Mais recentemente, pesquisadores de outras unidades da UFRN, como o Instituto Metrópole Digital, a Escola de Ciências e Tecnologia e o Departamento de Física, também começaram a se interessar pelo tema, contribuindo de maneira significativa para ampliar ainda mais o destaque da Universidade, tanto no cenário nacional quanto internacional.
Vale ressaltar, ainda, que o IIF está em processo de implementação de um Programa de Estudos Secundários em Ciência Quântica, uma iniciativa pioneira em toda a América Latina, que promete formar uma nova geração de profissionais altamente qualificados na área.
Nossa Ciência: E como o Instituto Internacional de Física se posiciona nesses dados?
Rafael Araújo: O Instituto Internacional de Física foi pioneiro ao trazer a área de pesquisa em tecnologias quânticas para a UFRN. A informação quântica foi identificada como uma área estratégica pelo Comitê Assessor Internacional do IIF, composto por cientistas renomados, incluindo até mesmo laureados com o Prêmio Nobel de Física. Uma aposta que, com o tempo, se revelou extremamente acertada.

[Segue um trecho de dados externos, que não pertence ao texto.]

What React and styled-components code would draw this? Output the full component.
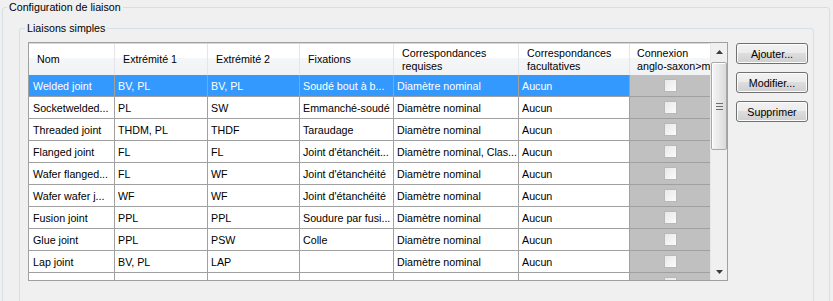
import styled, { createGlobalStyle } from "styled-components"

const GlobalStyle = createGlobalStyle`
  html, body {
    margin: 0;
    padding: 0;
    overflow: hidden;
    background: #f0f0f0;
  }
  body {
    font-family: "Liberation Sans", Arial, sans-serif;
    font-size: 10.7px;
    color: #000;
  }
`

const columns = [
  { key: "nom", title: "Nom", width: 86 },
  { key: "e1", title: "Extrémité 1", width: 93 },
  { key: "e2", title: "Extrémité 2", width: 92 },
  { key: "fix", title: "Fixations", width: 94 },
  { key: "req", title: ["Correspondances", "requises"], width: 125 },
  { key: "fac", title: ["Correspondances", "facultatives"], width: 111 },
  { key: "cx", title: ["Connexion", "anglo-saxon>m"], width: 80 },
]

const template = columns.map((c) => c.width + "px").join(" ")

const rows = [
  ["Welded joint", "BV, PL", "BV, PL", "Soudé bout à b...", "Diamètre nominal", "Aucun"],
  ["Socketwelded...", "PL", "SW", "Emmanché-soudé", "Diamètre nominal", "Aucun"],
  ["Threaded joint", "THDM, PL", "THDF", "Taraudage", "Diamètre nominal", "Aucun"],
  ["Flanged joint", "FL", "FL", "Joint d'étanchéit...", "Diamètre nominal, Clas...", "Aucun"],
  ["Wafer flanged...", "FL", "WF", "Joint d'étanchéité", "Diamètre nominal", "Aucun"],
  ["Wafer wafer j...", "WF", "WF", "Joint d'étanchéité", "Diamètre nominal", "Aucun"],
  ["Fusion joint", "PPL", "PPL", "Soudure par fusi...", "Diamètre nominal", "Aucun"],
  ["Glue joint", "PPL", "PSW", "Colle", "Diamètre nominal", "Aucun"],
  ["Lap joint", "BV, PL", "LAP", "", "Diamètre nominal", "Aucun"],
  ["", "", "", "", "", ""],
]

export default function App() {
  return (
    <>
      <GlobalStyle />
      <Page>
        <GroupBox>
          <Legend $offset={4}>Configuration de liaison</Legend>
          <OuterBody>
            <GroupBox>
              <Legend $offset={5}>Liaisons simples</Legend>
              <InnerBody>
                <Grid>
                  <GridMain>
                    <HeaderRow>
                      {columns.map((c) => (
                        <HeaderCell key={c.key}>
                          {Array.isArray(c.title) ? (
                            <span>
                              {c.title[0]}
                              <br />
                              {c.title[1]}
                            </span>
                          ) : (
                            c.title
                          )}
                        </HeaderCell>
                      ))}
                    </HeaderRow>
                    <RowsArea>
                      {rows.map((r, i) => (
                        <Row key={i}>
                          {r.map((v, j) => (
                            <Cell key={j} $selected={i === 0}>
                              {v}
                            </Cell>
                          ))}
                          <CheckCell>
                            <CheckBox />
                          </CheckCell>
                        </Row>
                      ))}
                    </RowsArea>
                  </GridMain>
                  <ScrollBar>
                    <ArrowButton>
                      <svg width="7" height="4" viewBox="0 0 7 4">
                        <path d="M3.5 0 L7 4 L0 4 Z" fill="#3c3c3c" />
                      </svg>
                    </ArrowButton>
                    <Thumb>
                      <Grip>
                        <span />
                        <span />
                        <span />
                      </Grip>
                    </Thumb>
                    <Track />
                    <ArrowButton>
                      <svg width="7" height="4" viewBox="0 0 7 4">
                        <path d="M0 0 L7 0 L3.5 4 Z" fill="#3c3c3c" />
                      </svg>
                    </ArrowButton>
                  </ScrollBar>
                </Grid>
                <Buttons>
                  <Button>Ajouter...</Button>
                  <Button>Modifier...</Button>
                  <Button>Supprimer</Button>
                </Buttons>
              </InnerBody>
            </GroupBox>
          </OuterBody>
        </GroupBox>
      </Page>
    </>
  )
}

const Page = styled.div`
  padding: 0 3px 0 2px;
`

const GroupBox = styled.fieldset`
  margin: 0;
  padding: 0;
  border: 1px solid #d5dfe5;
  border-radius: 3px;
  min-width: 0;
`

const Legend = styled.legend`
  margin-left: ${(p) => p.$offset}px;
  padding: 0 2px;
  line-height: 14px;
  font-size: 10.7px;
`

const OuterBody = styled.div`
  padding: 7px 15px 0 16px;
`

const InnerBody = styled.div`
  display: flex;
  align-items: flex-start;
  gap: 8px;
  padding: 7px 5px 40px 8px;
`

const Grid = styled.div`
  display: flex;
  width: 698px;
  height: 237px;
  border: 1px solid #a0a0a0;
  background: #f0f0f0;
`

const GridMain = styled.div`
  display: flex;
  flex-direction: column;
  width: 681px;
  overflow: hidden;
`

const HeaderRow = styled.div`
  display: grid;
  grid-template-columns: ${template};
  height: 32px;
  flex-shrink: 0;
  background: linear-gradient(#ffffff 0, #ffffff 45%, #f5f6f8 46%, #f1f2f4 100%);
  border-top: 1px solid #d8d8d8;
  box-sizing: border-box;
`

const HeaderCell = styled.div`
  display: flex;
  align-items: center;
  padding-left: 8px;
  border-right: 1px solid #e3e5e8;
  line-height: 13px;
  white-space: nowrap;
  overflow: hidden;

  &:last-child {
    padding-left: 7px;
    border-right: none;
  }
`

const RowsArea = styled.div`
  flex: 1;
  overflow: hidden;
  background: #f0f0f0;
`

const Row = styled.div`
  display: grid;
  grid-template-columns: ${template};
  height: 22px;
`

const Cell = styled.div`
  display: flex;
  align-items: center;
  padding-left: 3px;
  background: ${(p) => (p.$selected ? "#3399ff" : "#ffffff")};
  color: ${(p) => (p.$selected ? "#ffffff" : "#000000")};
  border-right: 1px solid #a0a0a0;
  border-bottom: 1px solid #a0a0a0;
  white-space: nowrap;
  overflow: hidden;

  &:first-child {
    padding-left: 4px;
  }
`

const CheckCell = styled.div`
  display: flex;
  align-items: center;
  justify-content: center;
  background: #c0c0c0;
  border-bottom: 1px solid #a0a0a0;
`

const CheckBox = styled.div`
  width: 11px;
  height: 11px;
  border: 1px solid #b8b8b8;
  background: linear-gradient(135deg, #e8e8e8, #fbfbfb);
`

const ScrollBar = styled.div`
  display: flex;
  flex-direction: column;
  width: 17px;
  border-left: 1px solid #e8e8e8;
  background: #f0f0f0;
  box-sizing: border-box;
`

const ArrowButton = styled.div`
  display: flex;
  align-items: center;
  justify-content: center;
  height: 17px;
  flex-shrink: 0;
`

const Thumb = styled.div`
  display: flex;
  align-items: center;
  justify-content: center;
  height: 86px;
  margin: 2px 0 0 0;
  border: 1px solid #a8a8a8;
  border-radius: 2px;
  background: linear-gradient(90deg, #f6f6f6, #e6e6e6 60%, #dadada);
  box-shadow: inset 1px 1px 0 #ffffff;
`

const Grip = styled.div`
  display: flex;
  flex-direction: column;
  gap: 2px;

  span {
    display: block;
    width: 7px;
    height: 1px;
    background: #6e6e6e;
  }
`

const Track = styled.div`
  flex: 1;
`

const Buttons = styled.div`
  display: flex;
  flex-direction: column;
  gap: 8px;
  margin-top: 1px;
`

const Button = styled.button`
  width: 72px;
  height: 21px;
  padding: 0;
  font-family: "Liberation Sans", Arial, sans-serif;
  font-size: 10.7px;
  color: #000;
  border: 1px solid #707070;
  border-radius: 3px;
  background: linear-gradient(#f2f2f2 0, #ebebeb 49%, #dddddd 50%, #cfcfcf 100%);
  box-shadow: inset 0 0 0 1px #fcfcfc;
`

Com os investimentos recentes do MCTI e da FAPERN no IIF, teremos a oportunidade de reestabelecer nosso programa de pesquisadores visitantes, nosso programa de formação de pós-doutores e dar início ao Programa de Estudos Secundários em Ciência Quântica. Esses programas, aliados às iniciativas de outras unidades da UFRN, como o IMD, demonstram o enorme potencial do Nordeste, e particularmente do Rio Grande do Norte, para contribuir significativamente para o avanço da ciência e da tecnologia quântica no Brasil.